Aim of the exercise
Extract and list every line that contains the word "Tailwind".

Recorded data
[BEGIN]

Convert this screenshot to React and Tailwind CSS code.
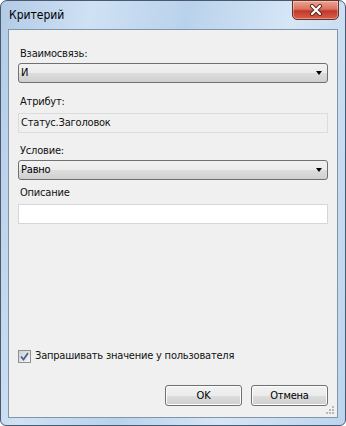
import React from 'react';

const font = "font-['DejaVu_Sans_Condensed','Liberation_Sans',sans-serif]";

function ComboBox({ value }) {
  return (
    <div className="relative mx-[9px] h-[20px] rounded-[3px] border border-[#707070] bg-[linear-gradient(180deg,#f2f2f2_0%,#ebebeb_50%,#dddddd_51%,#cfcfcf_100%)] pl-[2px] text-[11px] leading-[18px] text-black">
      {value}
      <span className="absolute right-[5px] top-[7px] h-0 w-0 border-x-[3.5px] border-t-[4px] border-x-transparent border-t-black" />
    </div>
  );
}

function Button({ children }) {
  return (
    <button className="h-[21px] w-[77px] rounded-[3px] border border-[#707070] bg-[linear-gradient(180deg,#f2f2f2_0%,#ebebeb_50%,#dddddd_51%,#cfcfcf_100%)] text-[11px] leading-[19px] text-black shadow-[inset_0_0_0_1px_#fcfcfc]">
      {children}
    </button>
  );
}

export default function App() {
  return (
    <div className={`h-[426px] w-[346px] bg-white ${font}`}>
      <div className="relative flex h-full flex-col rounded-t-[7px] rounded-b-[6px] border border-[#4a5a6c] bg-[linear-gradient(100deg,#b2cbe6_0%,#cfe1f4_22%,#b9d2ec_45%,#d6e6f6_70%,#bcd4ed_100%)] px-[7px] pb-[7px]">
        {/* Title bar */}
        <div className="flex h-[28px] items-center pl-[1px] text-[12px] text-black">Критерий</div>
        <div className="absolute right-[6px] top-[-1px] flex h-[20px] w-[47px] items-center justify-center rounded-b-[5px] border border-[#6b2f25] bg-[linear-gradient(180deg,#e9a595_0%,#d9735f_45%,#c2382a_55%,#d5604a_100%)] shadow-[inset_0_0_0_1px_rgba(255,255,255,0.35)]">
          <svg width="14" height="12" viewBox="0 0 14 12">
            <path d="M3 2 L11 10 M11 2 L3 10" stroke="#5a2a22" strokeWidth="4" strokeLinecap="round" />
            <path d="M3 2 L11 10 M11 2 L3 10" stroke="#ffffff" strokeWidth="2.2" strokeLinecap="round" />
          </svg>
        </div>

        {/* Client area */}
        <div className="relative flex flex-1 flex-col border border-[#8294a8] bg-[#f0f0f0] text-[11px] tracking-[-0.2px] text-[#111]">
          <div className="mx-[11px] mt-[17px] h-[14px] leading-[14px]">Взаимосвязь:</div>
          <div className="mt-[2px]">
            <ComboBox value="И" />
          </div>

          <div className="mx-[11px] mt-[12px] h-[14px] leading-[14px]">Атрибут:</div>
          <div className="mx-[9px] mt-[4px] h-[20px] border border-[#dcdcdc] pl-[2px] leading-[18px]">Статус.Заголовок</div>

          <div className="mx-[11px] mt-[11px] h-[14px] leading-[14px]">Условие:</div>
          <div className="mt-[2px]">
            <ComboBox value="Равно" />
          </div>

          <div className="mx-[11px] mt-[6px] h-[14px] leading-[14px]">Описание</div>
          <div className="mx-[9px] mt-[4px] h-[20px] border border-[#d6d6d6] bg-white" />

          <div className="flex-1" />

          <div className="ml-[9px] flex h-[14px] items-center gap-[4px]">
            <span className="flex h-[13px] w-[13px] items-center justify-center border border-[#8e8f8f] bg-[linear-gradient(135deg,#cbcfd5,#f6f6f6)]">
              <svg width="9" height="9" viewBox="0 0 9 9">
                <path d="M1 4.5 L3.5 7.5 L8 1" fill="none" stroke="#4a5f97" strokeWidth="1.8" />
              </svg>
            </span>
            <span className="leading-[14px]">Запрашивать значение у пользователя</span>
          </div>

          <div className="mb-[11px] mr-[9px] mt-[22px] flex justify-end gap-[9px]">
            <Button>OK</Button>
            <Button>Отмена</Button>
          </div>

          <svg className="absolute bottom-[2px] right-[2px]" width="10" height="10" viewBox="0 0 10 10">
            <g fill="#b8b8b8">
              <rect x="7" y="1" width="2" height="2" />
              <rect x="4" y="4" width="2" height="2" />
              <rect x="7" y="4" width="2" height="2" />
              <rect x="1" y="7" width="2" height="2" />
              <rect x="4" y="7" width="2" height="2" />
              <rect x="7" y="7" width="2" height="2" />
            </g>
          </svg>
        </div>
      </div>
    </div>
  );
}
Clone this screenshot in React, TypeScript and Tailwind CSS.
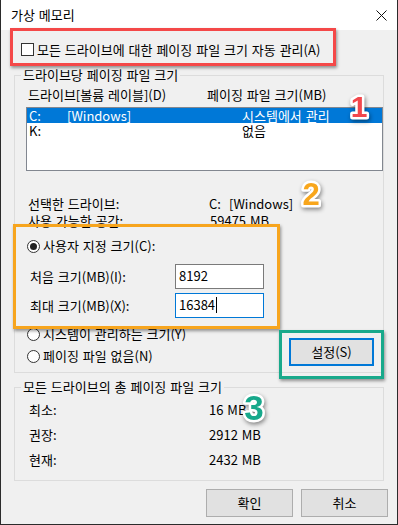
import * as React from "react";

function CheckBox() {
  return <span className="h-[13px] w-[13px] shrink-0 border border-[#333] bg-white" />;
}

function Radio({ checked, label }: { checked?: boolean; label: string }) {
  return (
    <div className="flex h-[16px] items-center">
      <span className="flex h-[13px] w-[13px] shrink-0 items-center justify-center rounded-full border border-[#333] bg-white">
        {checked && <span className="h-[7px] w-[7px] rounded-full bg-[#222]" />}
      </span>
      <span className="ml-[3px]">{label}</span>
    </div>
  );
}

function Badge({
  ch,
  color,
  cx,
  top,
  size,
}: {
  ch: string;
  color: string;
  cx: number;
  top: number;
  size: number;
}) {
  // annotation digits drawn over the dialog
  return (
    <svg
      width={40}
      height={size + 8}
      className="pointer-events-none absolute [filter:drop-shadow(1px_2px_2px_rgba(0,0,0,0.45))]"
      style={{ left: cx - 20, top }}
    >
      <text
        x={20}
        y={size * 0.86}
        textAnchor="middle"
        fontFamily="'Liberation Sans', Arial, sans-serif"
        fontWeight={700}
        fontSize={size}
        fill={color}
        stroke="#fff"
        strokeWidth={5}
        strokeLinejoin="round"
        paintOrder="stroke"
      >
        {ch}
      </text>
    </svg>
  );
}

export default function App() {
  return (
    <div className="relative flex h-[525px] w-[398px] flex-col overflow-hidden border-x border-b border-[#2b2b2b] bg-[#f0f0f0] text-[13px] leading-[16px] text-black [word-spacing:1px] [font-family:'Noto_Sans_CJK_KR','Noto_Sans',sans-serif]">
      {/* title bar */}
      <div className="flex h-[30px] shrink-0 items-center justify-between bg-white px-[10px]">
        <span>가상 메모리</span>
        <svg width="11" height="11" viewBox="0 0 11 11">
          <path d="M0.5 0.5L10.5 10.5M10.5 0.5L0.5 10.5" stroke="#111" strokeWidth="1" />
        </svg>
      </div>

      <div className="flex flex-col px-[13px]">
        <label className="mt-[13px] flex h-[13px] items-center pl-[7px]">
          <CheckBox />
          <span className="ml-[3px]">모든 드라이브에 대한 페이징 파일 크기 자동 관리(A)</span>
        </label>

        <fieldset className="mt-[11px] border border-[#dcdcdc] pb-[6px]">
          <legend className="ml-[6px] px-[2px] leading-[16px]">드라이브당 페이징 파일 크기</legend>
          <div className="mt-[4px] flex h-[16px] pl-[13px]">
            <span className="w-[179px]">드라이브[볼륨 레이블](D)</span>
            <span>페이징 파일 크기(MB)</span>
          </div>
          <div className="ml-[11px] mt-[4px] h-[64px] border border-[#828790] bg-white">
            <div className="grid h-[15px] grid-cols-[38px_175px_1fr] bg-[#0078d7] pl-[2px] leading-[15px] text-white">
              <span>C:</span>
              <span>[Windows]</span>
              <span>시스템에서 관리</span>
            </div>
            <div className="grid h-[15px] grid-cols-[38px_175px_1fr] pl-[2px] leading-[15px]">
              <span>K:</span>
              <span />
              <span>없음</span>
            </div>
          </div>

          <div className="mt-[24px] flex h-[17px] items-center pl-[13px]">
            <span className="w-[181px]">선택한 드라이브:</span>
            <span className="w-[20px]">C:</span>
            <span>[Windows]</span>
          </div>
          <div className="flex h-[17px] items-center pl-[13px]">
            <span className="w-[182px]">사용 가능한 공간:</span>
            <span>59475 MB</span>
          </div>

          <div className="mt-[9px] pl-[12px]">
            <Radio checked label="사용자 지정 크기(C):" />
          </div>
          <div className="mt-[10px] flex h-[25px] items-center pl-[15px]">
            <span className="w-[145px]">처음 크기(MB)(I):</span>
            <div className="flex h-[25px] w-[89px] items-center border border-[#7a7a7a] bg-white pb-[2px] pl-[3px]">
              8192
            </div>
          </div>
          <div className="mt-[4px] flex h-[25px] items-center pl-[15px]">
            <span className="w-[145px]">최대 크기(MB)(X):</span>
            <div className="flex h-[25px] w-[89px] items-center border border-[#0078d7] bg-white pb-[2px] pl-[3px]">
              16384
              <span className="ml-[1px] h-[16px] w-[1px] bg-black" />
            </div>
          </div>

          <div className="flex items-start justify-between">
            <div className="mt-[8px] flex flex-col gap-[6px] pl-[12px]">
              <Radio label="시스템이 관리하는 크기(Y)" />
              <Radio label="페이징 파일 없음(N)" />
            </div>
            <button
              type="button"
              className="mr-[9px] mt-[20px] flex h-[28px] w-[85px] items-center justify-center border-2 border-[#0078d7] bg-[#e1e1e1]"
            >
              설정(S)
            </button>
          </div>
        </fieldset>

        <fieldset className="mt-[6px] border border-[#dcdcdc] pb-[8px]">
          <legend className="ml-[6px] px-[2px] leading-[16px]">모든 드라이브의 총 페이징 파일 크기</legend>
          <div className="mt-[2px] flex flex-col">
            {[
              ["최소:", "16 MB"],
              ["권장:", "2912 MB"],
              ["현재:", "2432 MB"],
            ].map(([k, v]) => (
              <div key={k} className="flex h-[25px] items-center pl-[14px]">
                <span className="w-[180px]">{k}</span>
                <span>{v}</span>
              </div>
            ))}
          </div>
        </fieldset>
      </div>

      <div className="mt-[8px] flex justify-end gap-[8px] pr-[9px]">
        <button type="button" className="flex h-[28px] w-[87px] items-center justify-center border border-[#adadad] bg-[#e1e1e1]">
          확인
        </button>
        <button type="button" className="flex h-[28px] w-[87px] items-center justify-center border border-[#adadad] bg-[#e1e1e1]">
          취소
        </button>
      </div>

      {/* annotation frames */}
      <div className="pointer-events-none absolute left-[9px] top-[28px] h-[38px] w-[326px] border-[3px] border-[#f44848] shadow-[1px_2px_3px_rgba(0,0,0,0.4)]" />
      <div className="pointer-events-none absolute left-[12px] top-[224px] h-[105px] w-[267px] border-[3px] border-[#f7a51e] shadow-[1px_2px_3px_rgba(0,0,0,0.4)]" />
      <div className="pointer-events-none absolute left-[278px] top-[330px] h-[49px] w-[105px] border-[3px] border-[#19a98b] shadow-[1px_2px_3px_rgba(0,0,0,0.4)]" />

      <Badge ch="1" color="#f2474c" cx={357.5} top={91} size={30} />
      <Badge ch="2" color="#f8a61c" cx={310} top={178} size={31} />
      <Badge ch="3" color="#17a88b" cx={252.5} top={390} size={35} />
    </div>
  );
}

[END]

Reply
Convert this screenshot to React and Tailwind CSS code.
Clone this screenshot in React, TypeScript and Tailwind CSS.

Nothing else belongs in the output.